SYDNEY (Reuters) - Solomon Islands Prime Minister Manasseh Sogavare said the backlash to his country's security negotiations with China was "very insulting", in his first comments on a proposed security treaty.
By Kirsty Needham
SYDNEY (Reuters) – Solomon Islands Prime Minister Manasseh Sogavare said the backlash to his country’s security negotiations with China was “very insulting”, in his first comments on a security treaty he said was ready to sign.
Australia, New Zealand and the United States have expressed concern about security negotiations between the Pacific island nation and China which became public last week after the leak of a draft security treaty, prompting concern over a Chinese base in the region.
Sogavare told his parliament on Tuesday the leaked security document was a draft and he would not give details on the content of the final deal.
“We are not pressured in any way by our new friends and there is no intention whatsoever to ask China to build a military base in the Solomon Islands,” he said. The islands switched diplomatic allegiance to mainland China from Taiwan in 2019.
New Zealand Prime Minister Jacinda Ardern said on Monday it was a “potential militarization of the region”, and Australia’s defence minister Peter Dutton said Canberra would be concerned if the deal led to a Chinese military base in the Pacific.
In a speech to parliament, Sogavare expressed criticism of larger countries who he said didn’t care if Pacific islands went under water because of climate change and considered the region “the backyard of big Western powers”.
He also denied opposition claims that a security pact with China would lead to an autocratic government.
The opposition has accused Sogavare of using a new police pact with China, and striking a security deal, to prop up his leadership.
During anti-government riots last year, Sogavare said the Chinatown district in the capital Honiara was burned down and there were also threats to sports infrastructure for the 2023 Pacific Games, a reference to seven stadiums being built by China in a deal struck after the islands switched diplomatic allegiance.
“If any country does not have the political appetite to do that, we must have an alternative arrangement in place,” he said, adding that infrastructure gifted to the Solomon Islands must be protected.
Australia provided police assistance to Sogavare to restore order after the riots under a 2017 security treaty, and New Zealand, Fiji and Papua New Guinea later also sent police.
The leaked draft said the security treaty would allow China’s armed police and the military to protect Chinese projects.
Sogavare rejected suggestions that China’s presence was a security threat to the region.
He said the Pacific islands nation would not “pick sides”, and the security treaty with Australia would remain in place.
Sogavare said he written to Australian Prime Minister Scott Morrison on the matter, as well as explaining the Solomons’ position to Fiji, Papua New Guinea and the Pacific Islands Forum, the main regional group for political and economic policy cooperation, in calls.

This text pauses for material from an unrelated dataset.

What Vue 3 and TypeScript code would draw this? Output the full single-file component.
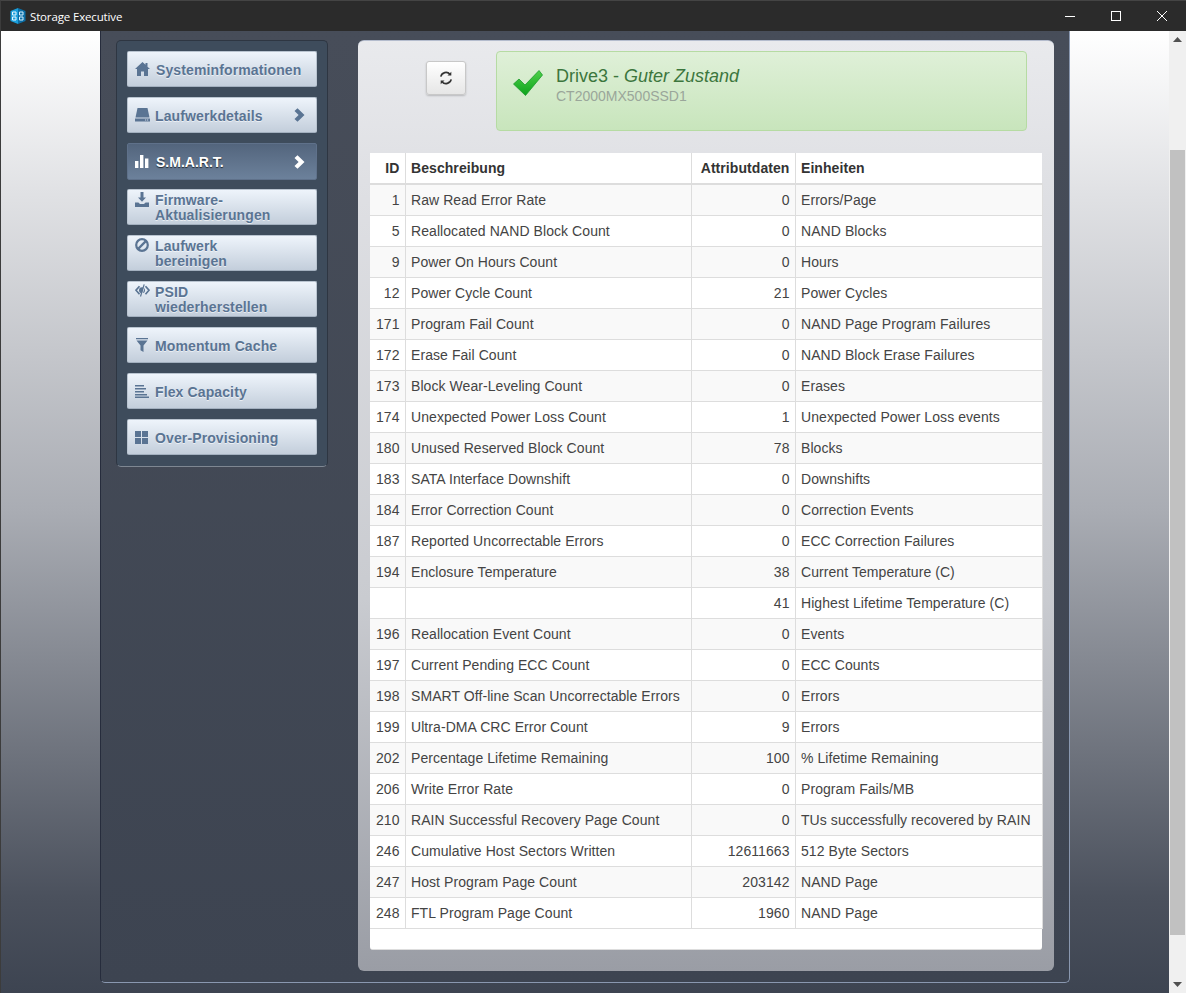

Chinese foreign ministry spokesman Wang Wenbin told a regular briefing in Beijing on Tuesday that its “law-enforcement and security cooperation” with the Solomons Islands was in accordance with the law and international norms.
“We hope relevant countries respect Solomons’ sovereignty and the decisions it made, instead of thinking condescendingly that they are entitled to demand what the Solomon Islands can or cannot do,” Wang said.
Australia’s Foreign Minister Marise Payne told parliament on Tuesday that Canberra’s security treaty with Honiara had been extended to 2023, adding diplomats had “regularly and respectfully raised our concern” about the China security negotiations.
New Zealand’s Foreign Minister Nanaia Mahuta, in Fiji, said in a statement five defence personnel would stay in Honiara until May, and New Zealand would “continue to raise our strong condemnation” of Solomon Islands’ proposed agreement with China.